Guides
What sits inside
your courier quote?
A good quote should leave you in no doubt about what is covered and what, if anything, depends on the route the goods actually take.
What a fixed quote usually covers
For a typical run, the price you agree already wraps in the everyday costs of getting your goods there: the driver's time, the vehicle, and the fuel for the journey including the return leg. That is the whole point of a fixed quote, you are not handed a running meter.
Because the vehicle is dedicated to your consignment, there are no hidden handling fees from depots or sorting hubs either. The figure is built around your specific collection, destination and deadline rather than a generic tariff.

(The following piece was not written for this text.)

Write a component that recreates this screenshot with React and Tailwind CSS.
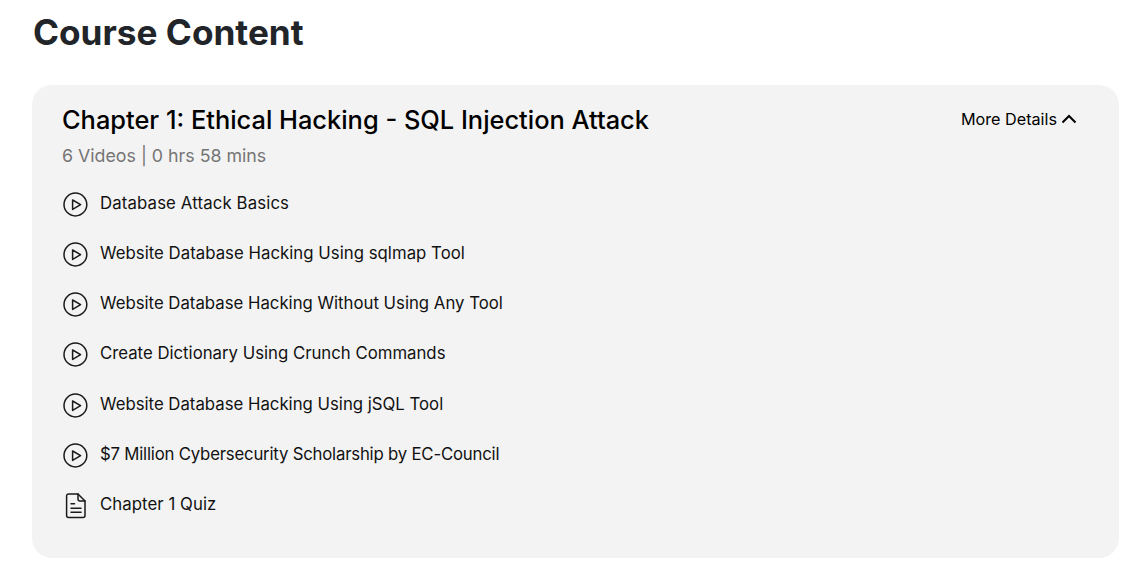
import React from "react";

const lessons = [
  { title: "Database Attack Basics", tracking: "tracking-[0.14px]" },
  { title: "Website Database Hacking Using sqlmap Tool", tracking: "tracking-[0.03px]" },
  { title: "Website Database Hacking Without Using Any Tool", tracking: "tracking-normal" },
  { title: "Create Dictionary Using Crunch Commands", tracking: "tracking-normal" },
  { title: "Website Database Hacking Using jSQL Tool", tracking: "tracking-normal" },
  { title: "$7 Million Cybersecurity Scholarship by EC-Council", tracking: "tracking-[-0.2px]" },
];

const PlayIcon = () => (
  <svg width="26" height="26" viewBox="0 0 26 26" fill="none" stroke="#1a1a1a" strokeWidth="1.5" strokeLinejoin="round" className="shrink-0">
    <circle cx="13.4" cy="13.5" r="11.4" />
    <path d="M10.6 9v9.4l8-4.7z" />
  </svg>
);

const QuizIcon = () => (
  <svg width="26" height="26" viewBox="0 0 26 26" fill="none" stroke="#1a1a1a" strokeWidth="1.5" strokeLinecap="round" strokeLinejoin="round" className="shrink-0 overflow-visible">
    <path d="M4.6 4a2 2 0 0 1 2-2h9.4l7 7v14.5a2 2 0 0 1-2 2H6.6a2 2 0 0 1-2-2z" />
    <path d="M16 2v5a2 2 0 0 0 2 2h5" />
    <path d="M9 11.7h3.5M9 16.3h10M9 20.3h10" />
  </svg>
);

const Row = ({ icon, title, tracking }) => (
  <div className="flex items-center h-[26px] gap-[12px] mb-[24.2px]">
    {icon}
    <span className={`text-[16.75px] text-[#111] -mt-[1px] ${tracking}`}>{title}</span>
  </div>
);

const App = () => {
  return (
    <div className="h-[564px] overflow-hidden bg-white pl-[32px] pr-[3px] pt-[10px] font-['Inter',sans-serif]">
      <h1 className="text-[35.2px] leading-[44px] font-bold text-[#212529] mb-[31px] pl-[1px]">Course Content</h1>

      <div className="bg-[#f3f3f3] rounded-[20px] h-[473px] pl-[30px] pr-[42px] pt-[18px]">
        <div className="flex justify-between items-start">
          <h2 className="text-[25.4px] leading-[34px] font-medium text-black">
            Chapter 1: Ethical Hacking - SQL Injection Attack
          </h2>
          <button className="flex items-center gap-[4px] text-[16.2px] leading-[32px] text-black">
            More Details
            <svg width="16" height="10" viewBox="0 0 16 10" fill="none" stroke="#000" strokeWidth="2" className="-mt-[1px]">
              <path d="M1.5 8.5L8 2l6.5 6.5" />
            </svg>
          </button>
        </div>
        <p className="text-[17.8px] leading-[26px] text-[#757575] mt-[6px] mb-[21.85px]">6 Videos | 0 hrs 58 mins</p>
        {lessons.map((lesson) => (
          <Row key={lesson.title} icon={<PlayIcon />} title={lesson.title} tracking={lesson.tracking} />
        ))}
        <Row icon={<QuizIcon />} title="Chapter 1 Quiz" tracking="tracking-[0.07px]" />
      </div>
    </div>
  );
};

export default App;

Charges that depend on the route
Some costs only exist because of where a route goes, and these may show as clearly stated extras. The common ones across the UK include:
- The London congestion charge in the central zone
- Clean-air or ULEZ charges for certain vehicles and areas
- The Dartford Crossing on the M25
- Specific toll roads, bridges or tunnels on the way
If a journey passes through one of these, it is normal for it to be itemised so you can see exactly why it is there.
Why up-front matters
A reputable operator states these route-driven charges before the driver sets off, not after delivery. Burying them until the invoice arrives is the kind of surprise that erodes trust, and it is entirely avoidable.
When you ask for a price, it is reasonable to expect one fixed quote that either includes any such charges or names them plainly. That clarity is part of what you are paying a professional service to provide.